Joe Carnahan impose alors ses règles dans une course-poursuite contre le temps où la moindre faiblesse se paye cash. Point de repos pour des hommes ne pouvant faire marche arrière. Le tempo prend l’allure d’une danse macabre, effleurant sur quelques plans fascinants de terreur, le fantastique. Moby Dick n’est plus très loin. John Ottway (l’un des survivants campés par un Liam Neeson impressionnant d’engagement) devient, au fil des heures, le leader du groupe, tel le capitaine Achab à la recherche du grand cachalot blanc. Sans peur, il fonce tête baissée. Contre le vent, contre le froid, contre la faim, contre les individualités d’un groupe à l’agonie, contre les loups, contre lui-même. En fait il ne fuit pas. Il affronte pour se sentir en vie. Une dernière fois. La dernière fois. L’empreinte physique du film est, de ce point de vue, une réussite. Très formel dans son ancrage de terrain, Le territoire des loups joue sur la linéarité des événements internes du groupe. Ce qu’il gagne en compacité narrative, il le perd en intensité dramatique Si nous pensons surtout à certaines scènes de flashbacks inutiles comme à la succession un peu mécanique des disparitions, saluons celles du père, vraiment touchantes.
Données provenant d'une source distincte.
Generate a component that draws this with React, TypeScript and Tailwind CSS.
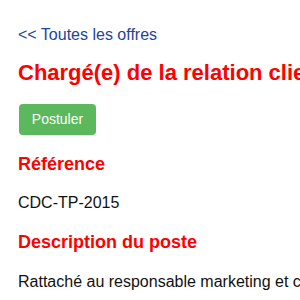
import React from 'react';

// Fiche d'une offre d'emploi
const App: React.FC = () => {
  return (
    <div className="w-[300px] h-[300px] overflow-hidden bg-white font-['Liberation_Sans',Arial,sans-serif]">
      <div className="pl-[18px] pt-[25px] whitespace-nowrap">
        <a href="#" className="block text-[16px] leading-[20px] text-[#23449a]">
          &lt;&lt; Toutes les offres
        </a>

        <h1 className="mt-[14px] text-[22px] leading-[28px] font-bold text-[#ff0000]">
          Chargé(e) de la relation client
        </h1>

        <button
          type="button"
          className="mt-[17px] ml-px h-[31px] w-[77px] rounded bg-[#5cb85c] text-[14px] text-white"
        >
          Postuler
        </button>

        <h2 className="mt-[17px] text-[18px] leading-[24px] font-bold text-[#ff0000]">Référence</h2>
        <p className="mt-[17px] text-[16px] leading-[20px] text-[#111]">CDC-TP-2015</p>

        <h2 className="mt-[17px] text-[18px] leading-[24px] font-bold text-[#ff0000]">Description du poste</h2>
        <p className="mt-[18px] text-[16px] leading-[20px] text-[#111]">
          Rattaché au responsable marketing et commercial, vous assurez le suivi des clients.
        </p>
      </div>
    </div>
  );
};

export default App;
L’apport du numérique ne condamne jamais la crédibilité de ces bêtes aux dimensions anormales. Elles viennent mettre à l’épreuve une humanité vacillante, représentée par ces pauvres fous dont la foi n’a pas complètement disparu. La fin sonne alors comme une délivrance. Ou comme une condamnation. A vous de choisir. En tous les cas, le dernier film de Carnahan frappe fort et soigne ses effets. S’il ne s’agit pas d’un grand film, il s’avère être une très bonne surprise, entre le survival survitaminé et le thriller naturaliste osé.